Despite concerns that evacuations would be difficult due to the Dunsmuir Grade Project or other Interstate 5 projects, Caltrans Area Construction Engineer John Hinton said that’s not the case.

As construction progresses on the Dunsmuir Grade Project, Caltrans representatives said they are ready to respond to emergencies and provide assistance in all situations, from simple fender benders to a catastrophic wildfire.

Despite concerns that evacuations would be difficult due to the Dunsmuir Grade Project or other Interstate 5 projects, Caltrans Area Construction Engineer John Hinton said that’s not the case.

Although there isn’t an exact plan in place for every possible scenario, Caltrans works with a plethora of agencies, including CAL FIRE, the California Highway Patrol, the U.S. Forest Service, local sheriff’s departments and other local agencies to ensure that whatever needs to be done in the event of an emergency gets done immediately, Hinton said.

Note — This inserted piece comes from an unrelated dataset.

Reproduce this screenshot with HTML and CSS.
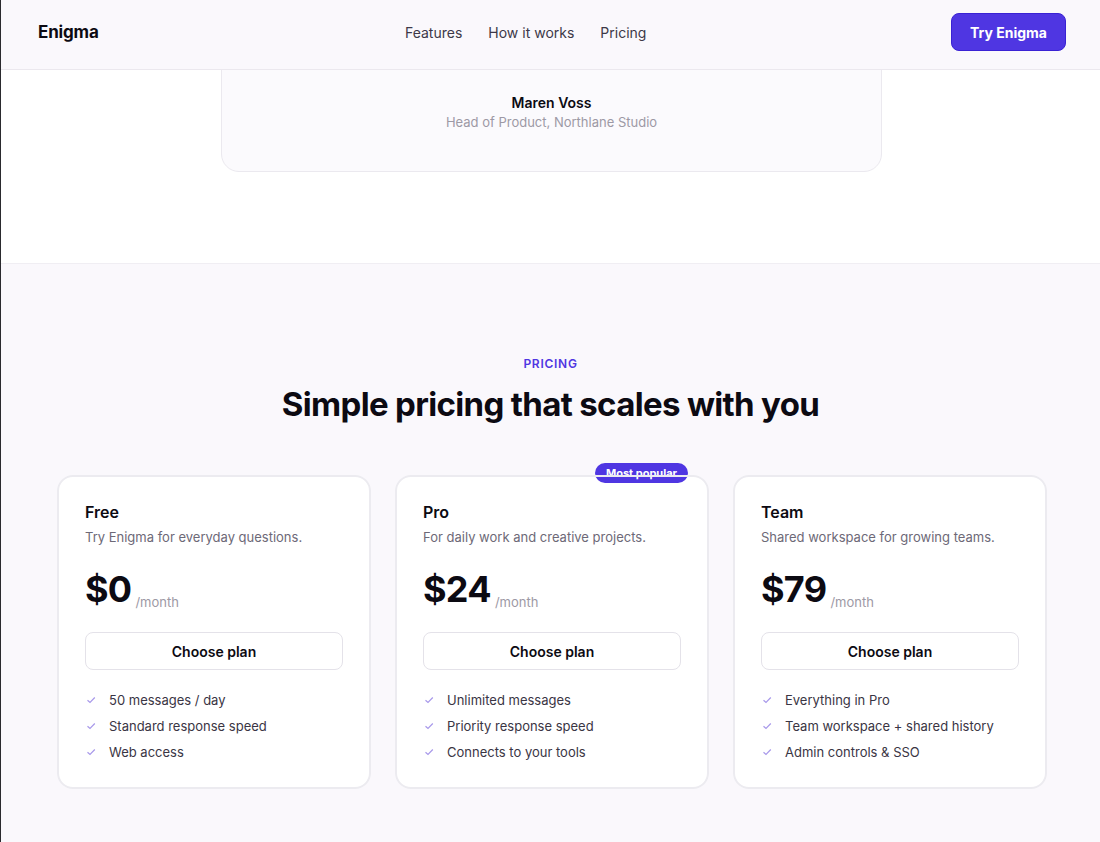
FILE: index.html
```html
<!DOCTYPE html>
<html>

<head>
  <meta charset="utf-8">
  <title>Enigma</title>
  <link rel="stylesheet" href="styles.css">
</head>

<body>

  <header class="topbar">
    <a class="logo" href="#">Enigma</a>
    <nav class="nav">
      <a href="#features">Features</a>
      <a href="#how">How it works</a>
      <a href="#pricing">Pricing</a>
    </nav>
    <a class="cta" href="#">Try Enigma</a>
  </header>

  <section class="quote">
    <div class="quote-card">
      <div class="quote-name">Maren Voss</div>
      <div class="quote-role">Head of Product, Northlane Studio</div>
    </div>
  </section>

  <section class="pricing" id="pricing">
    <p class="eyebrow">PRICING</p>
    <h2>Simple pricing that scales with you</h2>

    <div class="plans">
      <div class="plan">
        <h3>Free</h3>
        <p class="plan-desc">Try Enigma for everyday questions.</p>
        <div class="price"><b>$0</b><span>/month</span></div>
        <button class="choose">Choose plan</button>
        <ul class="perks">
          <li><svg viewBox="0 0 10 10"><path d="M1.5 5.2 L4 7.5 L8.8 2.5"/></svg>50 messages / day</li>
          <li><svg viewBox="0 0 10 10"><path d="M1.5 5.2 L4 7.5 L8.8 2.5"/></svg>Standard response speed</li>
          <li><svg viewBox="0 0 10 10"><path d="M1.5 5.2 L4 7.5 L8.8 2.5"/></svg>Web access</li>
        </ul>
      </div>

      <div class="plan popular">
        <span class="badge">Most popular</span>
        <h3>Pro</h3>
        <p class="plan-desc">For daily work and creative projects.</p>
        <div class="price"><b>$24</b><span>/month</span></div>
        <button class="choose">Choose plan</button>
        <ul class="perks">
          <li><svg viewBox="0 0 10 10"><path d="M1.5 5.2 L4 7.5 L8.8 2.5"/></svg>Unlimited messages</li>
          <li><svg viewBox="0 0 10 10"><path d="M1.5 5.2 L4 7.5 L8.8 2.5"/></svg>Priority response speed</li>
          <li><svg viewBox="0 0 10 10"><path d="M1.5 5.2 L4 7.5 L8.8 2.5"/></svg>Connects to your tools</li>
        </ul>
      </div>

      <div class="plan">
        <h3>Team</h3>
        <p class="plan-desc">Shared workspace for growing teams.</p>
        <div class="price"><b>$79</b><span>/month</span></div>
        <button class="choose">Choose plan</button>
        <ul class="perks">
          <li><svg viewBox="0 0 10 10"><path d="M1.5 5.2 L4 7.5 L8.8 2.5"/></svg>Everything in Pro</li>
          <li><svg viewBox="0 0 10 10"><path d="M1.5 5.2 L4 7.5 L8.8 2.5"/></svg>Team workspace + shared history</li>
          <li><svg viewBox="0 0 10 10"><path d="M1.5 5.2 L4 7.5 L8.8 2.5"/></svg>Admin controls &amp; SSO</li>
        </ul>
      </div>
    </div>
  </section>

</body>

</html>
```

FILE: styles.css
```css
body {
  margin: 0;
  background-color: #fff;
  color: #0c0a12;
  font-family: Inter, "Noto Sans", sans-serif;
  border-left: 1px solid #2a2a2e;
  min-height: 100vh;
}

a {
  color: inherit;
  text-decoration: none;
}

/* top bar stays over the page */
.topbar {
  position: fixed;
  top: 0;
  left: 1px;
  right: 0;
  z-index: 10;
  height: 70px;
  box-sizing: border-box;
  display: flex;
  align-items: center;
  padding: 0 34px 5px 37px;
  background-color: #faf8fc;
  border-bottom: 1px solid #ebe8ee;
}

.logo {
  width: 367px;
  font-size: 17px;
  font-weight: 700;
  letter-spacing: -0.01em;
}

.nav {
  display: flex;
  gap: 26px;
  font-size: 14px;
  color: #3d3848;
}

.cta {
  margin-left: auto;
  width: 115px;
  height: 38px;
  box-sizing: border-box;
  display: flex;
  align-items: center;
  justify-content: center;
  background-color: #4f36e2;
  border: 1px solid #3a22d4;
  border-radius: 8px;
  color: #fff;
  font-size: 14px;
  font-weight: 700;
}

/* testimonial */
.quote {
  padding-bottom: 91px;
}

.quote-card {
  width: 661px;
  box-sizing: border-box;
  margin: 0 auto;
  padding: 92px 0 40px;
  text-align: center;
  background-color: #fbfafd;
  border: 1px solid #ebe9ef;
  border-radius: 0 0 18px 18px;
  position: relative;
  left: 1px;
}

.quote-name {
  font-size: 14px;
  font-weight: 600;
  line-height: 20px;
}

.quote-role {
  font-size: 13px;
  line-height: 18px;
  color: #9d99a5;
}

/* pricing */
.pricing {
  background-color: #faf8fc;
  border-top: 1px solid #f0eef3;
  padding: 92px 0 60px;
  text-align: center;
}

.eyebrow {
  margin: 0;
  font-size: 12px;
  line-height: 16px;
  font-weight: 600;
  letter-spacing: 0.06em;
  color: #4f36e2;
}

h2 {
  margin: 12px 0 0;
  font-size: 33px;
  line-height: 40px;
  font-weight: 700;
  letter-spacing: -0.02em;
}

.plans {
  display: grid;
  grid-template-columns: repeat(3, 314px);
  gap: 24px;
  margin: 51px 0 0 56px;
  text-align: left;
}

.plan {
  position: relative;
  background-color: #fff;
  border-radius: 16px;
  padding: 26px 28px 24px;
}

/* border drawn on top so it also runs over the badge */
.plan::after {
  content: "";
  position: absolute;
  inset: 0;
  border: 2px solid #ecebf0;
  border-radius: 16px;
  pointer-events: none;
}

.badge {
  position: absolute;
  top: -12px;
  right: 21px;
  width: 93px;
  height: 20px;
  line-height: 20px;
  text-align: center;
  border-radius: 10px;
  background-color: #4f36e2;
  color: #fff;
  font-size: 11px;
  font-weight: 700;
}

h3 {
  margin: 0;
  font-size: 16px;
  line-height: 22px;
  font-weight: 600;
}

.plan-desc {
  margin: 4px 0 0;
  font-size: 13px;
  line-height: 20px;
  color: #6d6977;
}

.price {
  margin-top: 20px;
  display: flex;
  gap: 4px;
  height: 44px;
}

.price b {
  font-size: 36px;
  line-height: 44px;
  font-weight: 700;
  letter-spacing: -0.02em;
}

.price span {
  align-self: flex-end;
  margin-bottom: 1px;
  font-size: 13px;
  line-height: 16px;
  color: #9d99a5;
}

.choose {
  display: block;
  width: 100%;
  height: 38px;
  margin-top: 21px;
  background-color: #fff;
  border: 1px solid #e4e2e9;
  border-radius: 8px;
  font-family: inherit;
  font-size: 14px;
  font-weight: 600;
  color: #0c0a12;
}

.perks {
  list-style: none;
  margin: 17px 0 0;
  padding: 0;
  font-size: 13px;
  line-height: 26px;
  color: #3a3544;
}

.perks li {
  display: flex;
  align-items: center;
  gap: 13px;
}

.perks svg {
  width: 10px;
  height: 10px;
  margin-left: 1px;
  fill: none;
  stroke: #a899ea;
  stroke-width: 1.2;
}
```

Caltrans resident engineer Nicole Mallory said that sections of temporary concrete railings used to divide the freeway during construction can be moved to allow new configurations for traffic in any situation.

This is done often when there are accidents, big or small, in the construction area, said Hinton. Caltrans works quickly to ensure access for emergency vehicles, fire trucks and CHP vehicles.

If there were a wildfire or similar emergency, traffic could be stopped at strategic points either north or southbound, and lanes could be configured in either direction to create more capacity for evacuation, said Hinton, who is a Siskiyou County resident who understands the area and the possible difficulties in emergency situations.

Caltrans Public Information Officer Lupita Franco said in the case of the Camp and Carr Fires last year, countless agencies came together to respond to the emergency. While the local sheriff’s departments and other law enforcement agencies have the authority to lead evacuations, Caltrans works in whatever capacity is necessary to assist with the process.

Project update

Mallory provided an update on the Dunsmuir Grade Project, which is in phase two – the first half of the project was completed last year.

JF Shea Construction is continuing to place concrete pavement in the southbound lanes and if all goes as planned they will complete the paving down to Central Dunsmuir by early September, said Mallory.

“After completing this section, traffic control will be reconfigured in order to complete the final section from Central Dunsmuir to just north of the Sacramento River Bridge,” Mallory said. “Work on this final section is anticipated to be completed by early October, at which time the long term traffic control will be removed and traffic will return to the normal configuration. All work on the project, including paving, drainage, sign replacements, widening of the Mott Road southbound bridge, and installation of 6 inch stripe, is expected to be completed by the end of the year.”

As of last week, the contractor, JF Shea has received over $40 million in payments to date, including payments to subcontractors, and the project is approximately 76 percent complete, said Mallory. The total concrete pavement placed on the project so far exceeds 68,500 cubic yards,” Mallory added.

Mallory reminded all motorists to follow the 55 mile per hour speed limit in the construction zone. “Be attentive and be courteous when merging.”